>>
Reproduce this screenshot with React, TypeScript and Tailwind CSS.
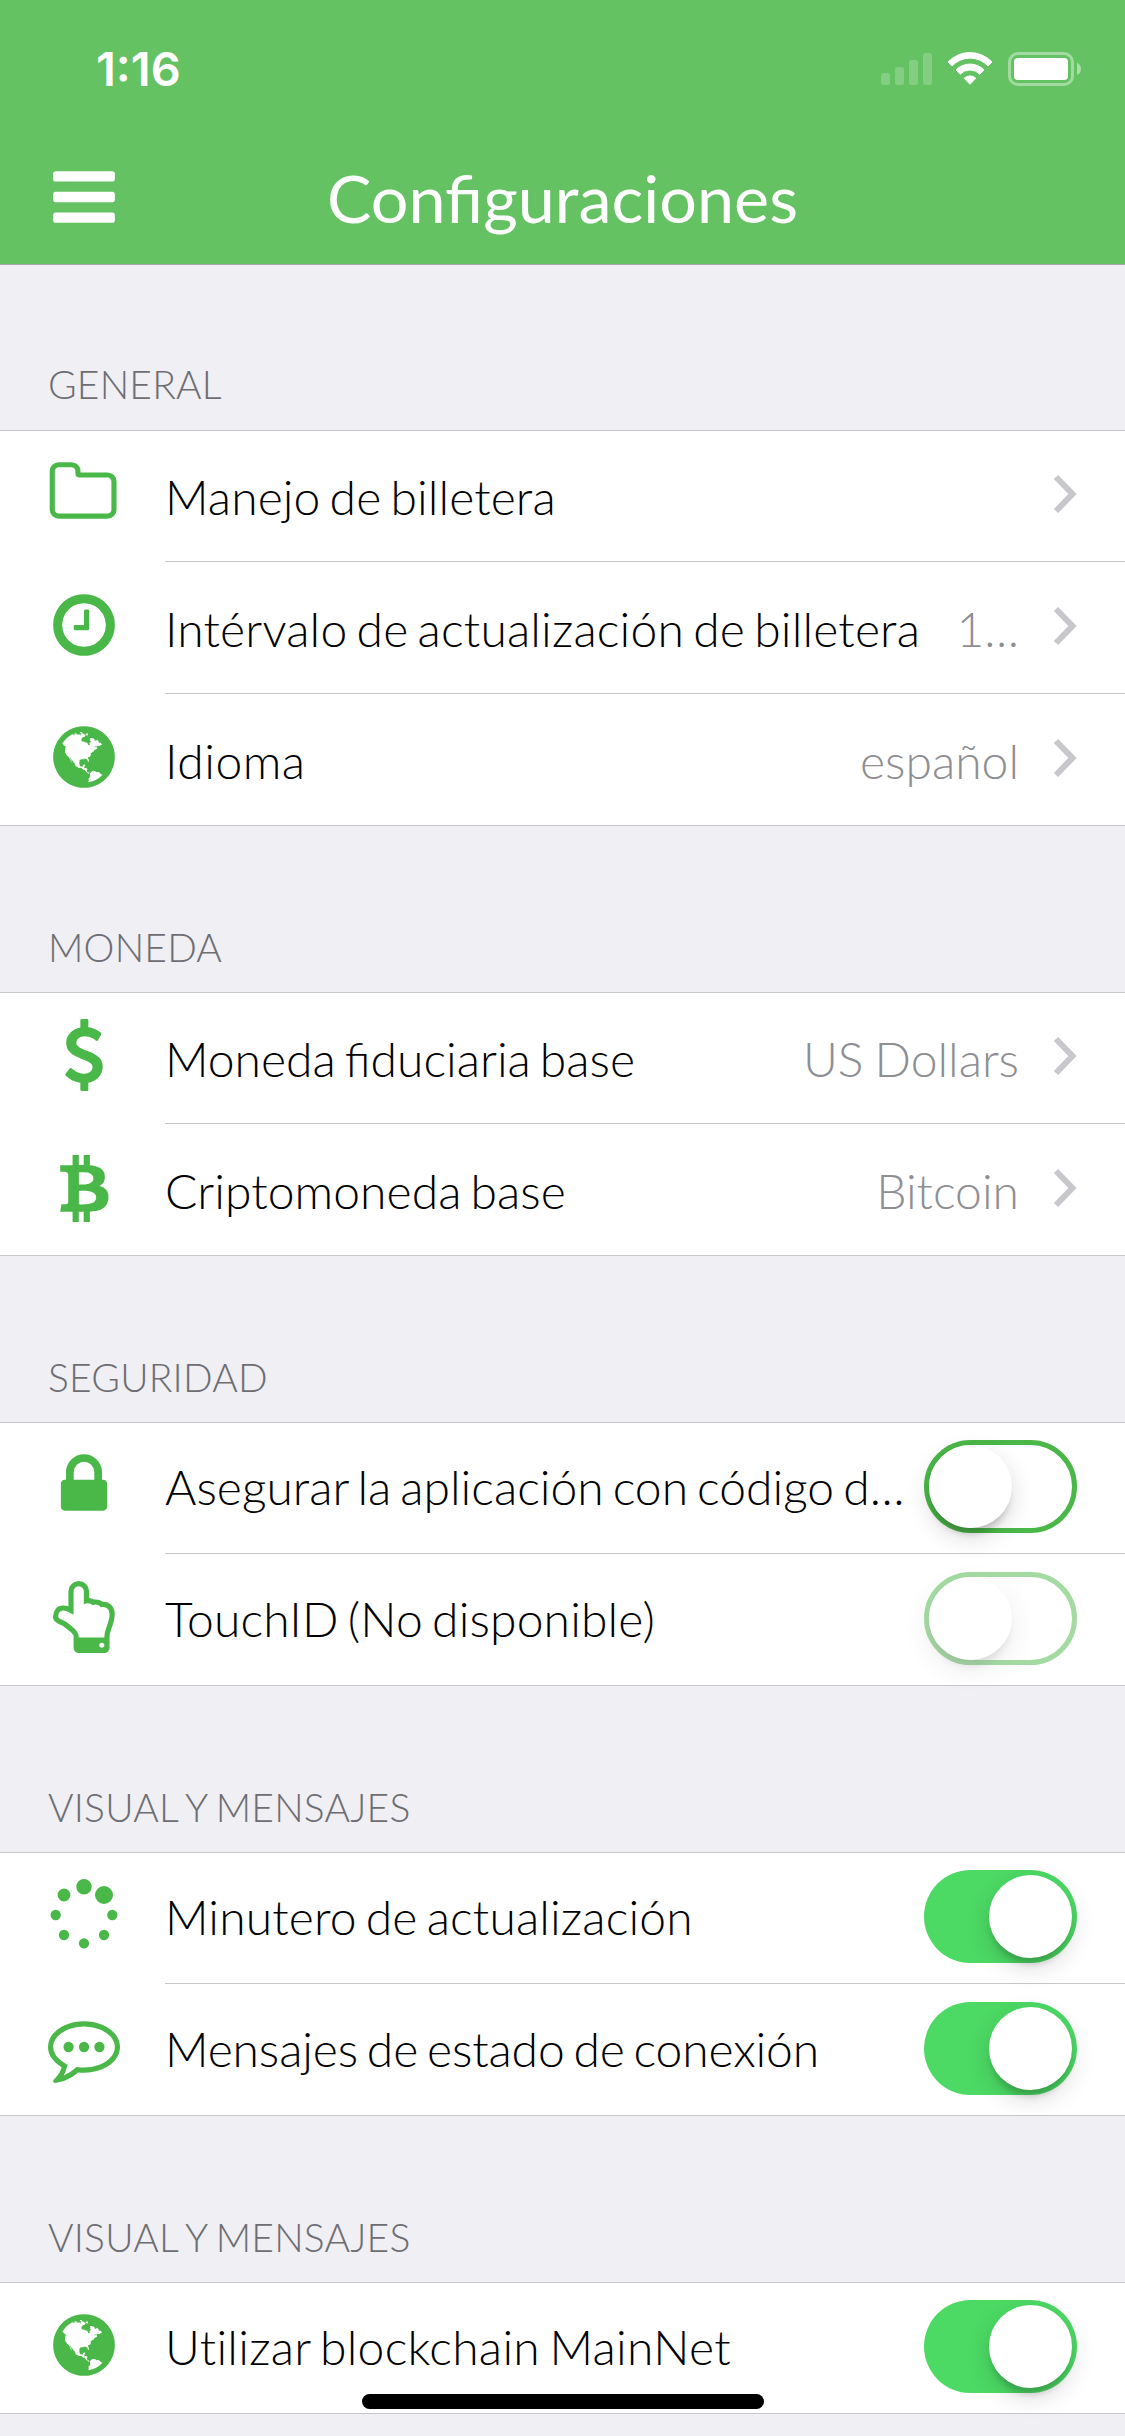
import React from "react";

const PATHS = {
  folder:
    "M1600 1312v-704q0-40-28-68t-68-28h-704q-40 0-68-28t-28-68v-64q0-40-28-68t-68-28h-320q-40 0-68 28t-28 68v960q0 40 28 68t68 28h1216q40 0 68-28t28-68zm128-704v704q0 92-66 158t-158 66h-1216q-92 0-158-66t-66-158v-960q0-92 66-158t158-66h320q92 0 158 66t66 158v32h672q92 0 158 66t66 158z",
  clock:
    "M1024 544v448q0 14-9 23t-23 9h-320q-14 0-23-9t-9-23v-64q0-14 9-23t23-9h224v-352q0-14 9-23t23-9h64q14 0 23 9t9 23zm416 352q0-148-73-273t-198-198-273-73-273 73-198 198-73 273 73 273 198 198 273 73 273-73 198-198 73-273zm224 0q0 209-103 385.5t-279.5 279.5-385.5 103-385.5-103-279.5-279.5-103-385.5 103-385.5 279.5-279.5 385.5-103 385.5 103 279.5 279.5 103 385.5z",
  globe:
    "M896 128q209 0 385.5 103t279.5 279.5 103 385.5-103 385.5-279.5 279.5-385.5 103-385.5-103-279.5-279.5-103-385.5 103-385.5 279.5-279.5 385.5-103zm274 521q-2 1-9.5 9.5t-13.5 9.5q2 0 4.5-5t5-11 3.5-7q6-7 22-15 14-6 52-12 34-8 51 11-2-2 9.5-13t14.5-12q3-2 15-4.5t15-7.5l2-22q-12 1-17.5-7t-6.5-21q0 2-6 8 0-7-4.5-8t-11.5 1-9 1q-10-3-15-7.5t-8-16.5-4-15q-2-5-9.5-11t-9.5-10q-1-2-2.5-5.5t-3-6.5-4-5.5-5.5-2.5-7 5-7.5 10-4.5 5q-3-2-6-1.5t-4.5 1-4.5 3-5 3.5q-3 2-8.5 3t-8.5 2q15-5-1-11-10-4-16-3 9-4 7.5-12t-8.5-14h5q-1-4-8.5-8.5t-17.5-8.5-13-6q-8-5-34-9.5t-33-.5q-5 6-4.5 10.5t4 14 3.5 12.5q1 6-5.5 13t-6.5 12q0 7 14 15.5t10 21.5q-3 8-16 16t-16 12q-5 8-1.5 18.5t10.5 16.5q2 2 1.5 4t-3.5 4.5-5.5 4-6.5 3.5l-3 2q-11 5-20.5-6t-13.5-26q-7-25-16-30-23-8-29 1-5-13-41-26-25-9-58-4 6-1 0-15-7-15-19-12 3-6 4-17.5t1-13.5q3-13 12-23 1-1 7-8.5t9.5-13.5.5-6q35 4 50-11 5-5 11.5-17t10.5-17q9-6 14-5.5t14.5 5.5 14.5 5q14 1 15.5-11t-7.5-20q12 1 3-17-4-7-8-9-12-4-27 5-8 4 2 8-1-1-9.5 10.5t-16.5 17.5-16-5q-1-1-5.5-13.5t-9.5-13.5q-8 0-16 15 3-8-11-15t-24-8q19-12-8-27-7-4-20.5-5t-19.5 4q-5 7-5.5 11.5t5 8 10.5 5.5 11.5 4 8.5 3q14 10 8 14-2 1-8.5 3.5t-11.5 4.5-6 4q-3 4 0 14t-2 14q-5-5-9-17.5t-7-16.5q7 9-25 6l-10-1q-4 0-16 2t-20.5 1-13.5-8q-4-8 0-20 1-4 4-2-4-3-11-9.5t-10-8.5q-46 15-94 41 6 1 12-1 5-2 13-6.5t10-5.5q34-14 42-7l5-5q14 16 20 25-7-4-30-1-20 6-22 12 7 12 5 18-4-3-11.5-10t-14.5-11-15-5q-16 0-22 1-146 80-235 222 7 7 12 8 4 1 5 9t2.5 11 11.5-3q9 8 3 19 1-1 44 27 19 17 21 21 3 11-10 18-1-2-9-9t-9-4q-3 5 .5 18.5t10.5 12.5q-7 0-9.5 16t-2.5 35.5-1 23.5l2 1q-3 12 5.5 34.5t21.5 19.5q-13 3 20 43 6 8 8 9 3 2 12 7.5t15 10 10 10.5q4 5 10 22.5t14 23.5q-2 6 9.5 20t10.5 23q-1 0-2.5 1t-2.5 1q3 7 15.5 14t15.5 13q1 3 2 10t3 11 8 2q2-20-24-62-15-25-17-29-3-5-5.5-15.5t-4.5-14.5q2 0 6 1.5t8.5 3.5 7.5 4 2 3q-3 7 2 17.5t12 18.5 17 19 12 13q6 6 14 19.5t0 13.5q9 0 20 10.5t17 19.5q5 8 8 26t5 24q2 7 8.5 13.5t12.5 9.5l16 8 13 7q5 2 18.5 10.5t21.5 11.5q10 4 16 4t14.5-2.5 13.5-3.5q15-2 29 15t21 21q36 19 55 11-2 1 .5 7.5t8 15.5 9 14.5 5.5 8.5q5 6 18 15t18 15q6-4 7-9-3 8 7 20t18 10q14-3 14-32-31 15-49-18 0-1-2.5-5.5t-4-8.5-2.5-8.5 0-7.5 5-3q9 0 10-3.5t-2-12.5-4-13q-1-8-11-20t-12-15q-5 9-16 8t-16-9q0 1-1.5 5.5t-1.5 6.5q-13 0-15-1 1-3 2.5-17.5t3.5-22.5q1-4 5.5-12t7.5-14.5 4-12.5-4.5-9.5-17.5-2.5q-19 1-26 20-1 3-3 10.5t-5 11.5-9 7q-7 3-24 2t-24-5q-13-8-22.5-29t-9.5-37q0-10 2.5-26.5t3-25-5.5-24.5q3-2 9-9.5t10-10.5q2-1 4.5-1.5t4.5 0 4-1.5 3-6q-1-1-4-3-3-3-4-3 7 3 28.5-1.5t27.5 1.5q15 11 22-2 0-1-2.5-9.5t-.5-13.5q5 27 29 9 3 3 15.5 5t17.5 5q3 2 7 5.5t5.5 4.5 5-.5 8.5-6.5q10 14 12 24 11 40 19 44 7 3 11 2t4.5-9.5 0-14-1.5-12.5l-1-8v-18l-1-8q-15-3-18.5-12t1.5-18.5 15-18.5q1-1 8-3.5t15.5-6.5 12.5-8q21-19 15-35 7 0 11-9-1 0-5-3t-7.5-5-4.500-2q9-5 2-16 5-3 7.5-11t7.5-10q9 12 21 2 7-8 1-16 5-7 20.5-10.5t18.5-9.5q7 2 8-2t1-12 3-12q4-5 15-9t13-5l17-11q3-4 0-4 18 2 31-11 10-11-6-20 3-6-3-9.5t-15-5.5q3-1 11.5-.5t10.5-1.5q15-10-7-16-17-5-43 12zm-163 877q206-36 351-189-3-3-12.5-4.5t-12.5-3.5q-18-7-24-8 1-7-2.5-13t-8-9-12.5-8-11-7q-2-2-7-6t-7-5.5-7.5-4.5-8.5-2-10 1l-3 1q-3 1-5.5 2.5t-5.5 3-4 3 0 2.5q-21-17-36-22-5-1-11-5.5t-10.5-7-10-1.5-11.5 7q-5 5-6 15t-2 13q-7-5 0-17.5t2-18.5q-3-6-10.5-4.5t-12 4.5-11.5 8.5-9 6.5-8.5 5.5-8.5 7.5q-3 4-6 12t-5 11q-2-4-11.5-6.5t-9.5-5.5q2 10 4 35t5 38q7 31-12 48-27 25-29 40-4 22 12 26 0 7-8 20.5t-7 21.5q0 6 2 16z",
  dollar:
    "M1362 1185q0 153-99.5 263.5t-258.5 136.5v175q0 14-9 23t-23 9h-135q-13 0-22.5-9.5t-9.5-22.5v-175q-66-9-127.5-31t-101.5-44.5-74-48-46.5-37.5-17.5-18q-17-21-2-41l103-135q7-10 23-12 15-2 24 9l2 2q113 99 243 125 37 8 74 8 81 0 142.5-43t61.5-122q0-28-15-53t-33.5-42-58.5-37.5-66-32-80-32.5q-39-16-61.5-25t-61.5-26.5-62.5-31-56.5-35.5-53.5-42.5-43.5-49-35.5-58-21-66.5-8.5-78q0-138 98-242t255-134v-180q0-13 9.5-22.5t22.5-9.5h135q14 0 23 9t9 23v176q57 6 110.5 23t87 33.5 63.5 37.5 39 29 15 14q17 18 5 38l-81 146q-8 15-23 16-14 3-27-7-3-3-14.5-12t-39-26.5-58.5-32-74.5-26-85.5-11.5q-95 0-155 43t-60 111q0 26 8.5 48t29.5 41.5 39.5 33 56 31 60.5 27 70 27.5q53 20 81 31.5t76 35 75.5 42.5 62 50 53 63.5 31.5 76.5 13 94z",
  bitcoin:
    "M1336 614q18 182-131 258 117 28 175 103t45 214q-7 71-32.5 125t-64.5 89-97 58.5-121.5 34.5-145.5 15v255h-154v-251q-80 0-122-1v252h-154v-255q-18 0-54-.5t-55-.5h-200l31-183h111q50 0 58-51v-402h16q-6-1-16-1v-287q-13-68-89-68h-111v-164l212 1q64 0 97-1v-252h154v247q82-2 122-2v-245h154v252q79 7 140 22.5t113 45 82.5 78 36.5 114.5zm-215 545q0-36-15-64t-37-46-57.5-30.5-65.5-18.5-74-9-69-3-64.5 1-47.5 1v338q8 0 37 .5t48 .5 53-1.5 58.5-4 57-8.5 55.5-14 47.5-21 39.5-30 24.5-40 9.5-51zm-71-476q0-33-12.5-58.5t-30.5-42-48-28-55-16.5-61.5-8-58-2.5-54 1-39.5.5v307q5 0 34.5.5t46.5 0 50-2 55-5.5 51.5-11 48.5-18.5 37-27 27-38.5 9-51z",
  lock:
    "M640 768h512v-192q0-106-75-181t-181-75-181 75-75 181v192zm832 96v576q0 40-28 68t-68 28h-960q-40 0-68-28t-28-68v-576q0-40 28-68t68-28h32v-192q0-184 132-316t316-132 316 132 132 316v192h32q40 0 68 28t28 68z",
  hand:
    "M1344 1600q0-26-19-45t-45-19-45 19-19 45 19 45 45 19 45-19 19-45zm128-764q0-189-167-189-26 0-56 5-16-30-52.5-47.5t-73.5-17.5-69 18q-50-53-119-53-25 0-55.5 10t-47.5 25v-331q0-52-38-90t-90-38q-51 0-89.5 39t-38.5 89v576q-20 0-48.5-15t-55-33-68-33-84.5-15q-67 0-97.5 44.5t-30.5 115.5q0 24 139 90 44 24 65 37 64 40 145 112 81 71 106 101 57 69 57 140v32h640v-32q0-72 32-167t64-193.5 32-179.5zm128-5q0 133-69 322-59 164-59 223v288q0 53-37.5 90.5t-90.5 37.5h-640q-53 0-90.5-37.5t-37.5-90.5v-288q0-10-4.5-21.5t-14-23.5-18-22.5-22.5-24-21.5-20.5-21.5-19-17-14q-74-65-129-100-21-13-62-33t-72-37-63-40.5-49.5-55-17.5-69.5q0-125 67-206.5t189-81.5q68 0 128 22v-374q0-104 77-180t181-76q105 0 181 75.5t76 180.5v169q62 4 119 37 21-3 43-3 101 0 178 60 139-1 219.5 85t80.5 227z",
  spinner:
    "M526 1394q0 53-37.5 90.5t-90.5 37.5q-52 0-90-38t-38-90q0-53 37.5-90.5t90.5-37.5 90.5 37.5 37.5 90.5zm498 206q0 53-37.5 90.5t-90.5 37.5-90.5-37.5-37.5-90.5 37.5-90.5 90.5-37.5 90.5 37.5 37.5 90.5zm-704-704q0 53-37.5 90.5t-90.5 37.5-90.5-37.5-37.5-90.5 37.5-90.5 90.5-37.5 90.5 37.5 37.5 90.5zm1202 498q0 52-38 90t-90 38q-53 0-90.5-37.5t-37.5-90.5 37.5-90.5 90.5-37.5 90.5 37.5 37.5 90.5zm-964-996q0 66-47 113t-113 47-113-47-47-113 47-113 113-47 113 47 47 113zm1170 498q0 53-37.5 90.5t-90.5 37.5-90.5-37.5-37.5-90.5 37.5-90.5 90.5-37.5 90.5 37.5 37.5 90.5zm-640-704q0 80-56 136t-136 56-136-56-56-136 56-136 136-56 136 56 56 136zm530 206q0 93-66 158.5t-158 65.5q-93 0-158.5-65.5t-65.5-158.5q0-92 65.5-158t158.5-66q92 0 158 66t66 158z",
  comment:
    "M640 896q0 53-37.5 90.5t-90.5 37.5-90.5-37.5-37.5-90.5 37.5-90.5 90.5-37.5 90.5 37.5 37.5 90.5zm384 0q0 53-37.5 90.5t-90.5 37.5-90.5-37.5-37.5-90.5 37.5-90.5 90.5-37.5 90.5 37.5 37.5 90.5zm384 0q0 53-37.5 90.5t-90.5 37.5-90.5-37.5-37.5-90.5 37.5-90.5 90.5-37.5 90.5 37.5 37.5 90.5zm-512-512q-204 0-381.5 69.5t-282 187.5-104.5 255q0 112 71.5 213.5t201.5 175.5l87 50-27 96q-24 91-70 172 152-63 275-171l43-38 57 6q69 8 130 8 204 0 381.5-69.5t282-187.5 104.5-255-104.5-255-282-187.5-381.5-69.5zm896 512q0 174-120 321.5t-326 233-450 85.5q-70 0-145-8-198 175-460 242-49 14-114 22h-5q-15 0-27-10.5t-16-27.5v-1q-3-4-.5-12t2-10 4.5-9.5l6-9 7-8.5 8-9q7-8 31-34.5t34.5-38 31-39.5 32.5-51 27-59 26-76q-157-89-247.5-220t-90.5-281q0-174 120-321.5t326-233 450-85.5 450 85.5 326 233 120 321.5z",
};

type IconName = keyof typeof PATHS;

/* Glyphs whose advance box is not centred get a shifted view box. */
const VIEW_BOXES: Partial<Record<IconName, string>> = {
  folder: "22 0 1792 1792",
  bitcoin: "-78 0 1792 1792",
  hand: "-60 0 1792 1792",
};

type RowData = {
  icon: IconName;
  label: string;
  tracking?: string;
  value?: string;
  toggle?: "on" | "off" | "disabled";
};

const SECTIONS: { title: string; rows: RowData[] }[] = [
  {
    title: "GENERAL",
    rows: [
      { icon: "folder", label: "Manejo de billetera", tracking: "tracking-[0.1px]" },
      {
        icon: "clock",
        label: "Intérvalo de actualización de billetera",
        tracking: "tracking-[0.17px]",
        value: "1…",
      },
      { icon: "globe", label: "Idioma", tracking: "tracking-[0.5px]", value: "español" },
    ],
  },
  {
    title: "MONEDA",
    rows: [
      { icon: "dollar", label: "Moneda fiduciaria base", value: "US Dollars" },
      { icon: "bitcoin", label: "Criptomoneda base", tracking: "tracking-[0.06px]", value: "Bitcoin" },
    ],
  },
  {
    title: "SEGURIDAD",
    rows: [
      { icon: "lock", label: "Asegurar la aplicación con código d…", toggle: "off" },
      {
        icon: "hand",
        label: "TouchID (No disponible)",
        tracking: "tracking-[0.15px]",
        toggle: "disabled",
      },
    ],
  },
  {
    title: "VISUAL Y MENSAJES",
    rows: [
      {
        icon: "spinner",
        label: "Minutero de actualización",
        tracking: "tracking-[0.14px]",
        toggle: "on",
      },
      {
        icon: "comment",
        label: "Mensajes de estado de conexión",
        tracking: "tracking-[-0.13px]",
        toggle: "on",
      },
    ],
  },
  {
    title: "VISUAL Y MENSAJES",
    rows: [
      {
        icon: "globe",
        label: "Utilizar blockchain MainNet",
        tracking: "tracking-[0.3px]",
        toggle: "on",
      },
    ],
  },
];

function Icon({ name }: { name: IconName }) {
  return (
    <svg
      viewBox={VIEW_BOXES[name] ?? "0 0 1792 1792"}
      className="mt-[27px] size-[72px] shrink-0 overflow-visible fill-[#4ab848]"
    >
      <path d={PATHS[name]} />
    </svg>
  );
}

function Toggle({ state }: { state: "on" | "off" | "disabled" }) {
  const knob =
    "size-[83px] rounded-full bg-white shadow-[0_9px_24px_rgba(0,0,0,0.15),0_9px_6px_-3px_rgba(0,0,0,0.16)]";
  if (state === "on") {
    return (
      <div className="mt-[18px] flex h-[93px] w-[153px] shrink-0 justify-end rounded-full bg-[#4cd964] p-[5px]">
        <div className={knob} />
      </div>
    );
  }
  return (
    <div
      className={
        "mt-[18px] flex h-[93px] w-[153px] shrink-0 rounded-full border-[5px] border-[#4ab848] bg-white " +
        (state === "disabled" ? "opacity-50" : "")
      }
    >
      <div className={knob} />
    </div>
  );
}

function Row({ row, last }: { row: RowData; last: boolean }) {
  return (
    <div className={"flex h-[132px] pl-[48px] " + (last ? "border-b border-[#c8c7cc]" : "")}>
      <Icon name={row.icon} />
      <div
        className={
          "ml-[45px] flex min-w-0 flex-1 items-start pr-[48px] " +
          (last ? "" : "border-b border-[#c8c7cc]")
        }
      >
        <div
          className={
            "flex-1 text-[48px] leading-[58px] whitespace-nowrap text-black [word-spacing:-4px] " +
            (row.toggle ? "mt-[36px] " : "mt-[38px] ") +
            (row.tracking ?? "")
          }
        >
          {row.label}
        </div>
        {row.value && (
          <div className="mt-[38px] text-[48px] leading-[58px] whitespace-nowrap text-[#8e8e93] [word-spacing:-2px]">
            {row.value}
          </div>
        )}
        {row.toggle ? (
          <Toggle state={row.toggle} />
        ) : (
          <svg viewBox="0 0 24 40" className="mt-[44px] ml-[34px] h-[40px] w-[24px] shrink-0">
            <path d="M3 3L19.5 20L3 37" fill="none" stroke="#c7c7cc" strokeWidth="6" />
          </svg>
        )}
      </div>
    </div>
  );
}

function StatusBar() {
  return (
    <div className="flex h-[132px] justify-between pt-[40px] pr-[44px] pl-[96px]">
      <div className="font-[Inter] text-[47px] leading-[58px] font-semibold">1:16</div>
      <svg viewBox="0 0 200 34" className="mt-[12px] h-[34px] w-[200px] fill-white">
        <g opacity="0.2">
          <rect x="0" y="21" width="9" height="12" rx="2.5" />
          <rect x="14" y="15" width="9" height="18" rx="2.5" />
          <rect x="28" y="8" width="9" height="25" rx="2.5" />
          <rect x="42" y="1" width="9" height="32" rx="2.5" />
        </g>
        <g stroke="#fff" strokeWidth="1" strokeLinejoin="round">
          <path d="M67 10A30.300 30.300 0 0 1 111 10L107 14A24.500 24.500 0 0 0 71 14Z" />
          <path d="M75 18A19.500 19.500 0 0 1 103 18L98.800 22.200A13.500 13.500 0 0 0 79.200 22.200Z" />
          <path d="M83.200 26.200A8.500 8.500 0 0 1 94.800 26.200L89 32.300Z" />
        </g>
        <rect
          x="128.500"
          y="1.500"
          width="63"
          height="31"
          rx="8.500"
          fill="none"
          stroke="#fff"
          strokeOpacity="0.4"
          strokeWidth="3"
        />
        <rect x="133" y="6" width="54" height="22" rx="4" />
        <path d="M196 10.700v12.300c2.500-1 4-3.500 4-6.100s-1.500-5.200-4-6.200z" opacity="0.45" />
      </svg>
    </div>
  );
}

export default function App() {
  return (
    <div className="relative h-[2436px] w-[1125px] overflow-hidden bg-[#efeff4] font-['Lato',sans-serif] font-light">
      <header className="h-[265px] border-b border-[#a7a7aa] bg-[#64c263] text-white">
        <StatusBar />
        <div className="grid grid-cols-[72px_1fr_72px] items-start px-[48px]">
          <svg viewBox="0 0 1792 1792" className="mt-[29px] size-[72px] fill-white">
            <rect x="128" y="256" width="1536" height="256" rx="64" />
            <rect x="128" y="768" width="1536" height="256" rx="64" />
            <rect x="128" y="1280" width="1536" height="256" rx="64" />
          </svg>
          <h1 className="mt-[25px] text-center text-[66.5px] leading-[80px] font-normal">
            Configuraciones
          </h1>
        </div>
      </header>
      <main>
        {SECTIONS.map((section, i) => (
          <section key={i}>
            <h2
              className={
                "flex items-end pl-[48px] text-[39px] leading-[47px] tracking-[0.2px] text-[#6d6d72] [word-spacing:-2px] " +
                (i === 0 ? "h-[165px] pb-[22px]" : "h-[166px] pb-[21px]")
              }
            >
              {section.title}
            </h2>
            <div className="bg-white shadow-[inset_0_1px_0_#c8c7cc]">
              {section.rows.map((row, j) => (
                <Row key={j} row={row} last={j === section.rows.length - 1} />
              ))}
            </div>
          </section>
        ))}
      </main>
      <div className="absolute bottom-[27px] left-[362px] h-[15px] w-[402px] rounded-full bg-black" />
    </div>
  );
}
<<
JOB
Pictures are excluded; extract exactly the lines from the start of the data through the line that holds "import React from", both ends included.

SOLUTION TO THIS EXERCISE
Reproduce this screenshot with React, TypeScript and Tailwind CSS.
import React from "react";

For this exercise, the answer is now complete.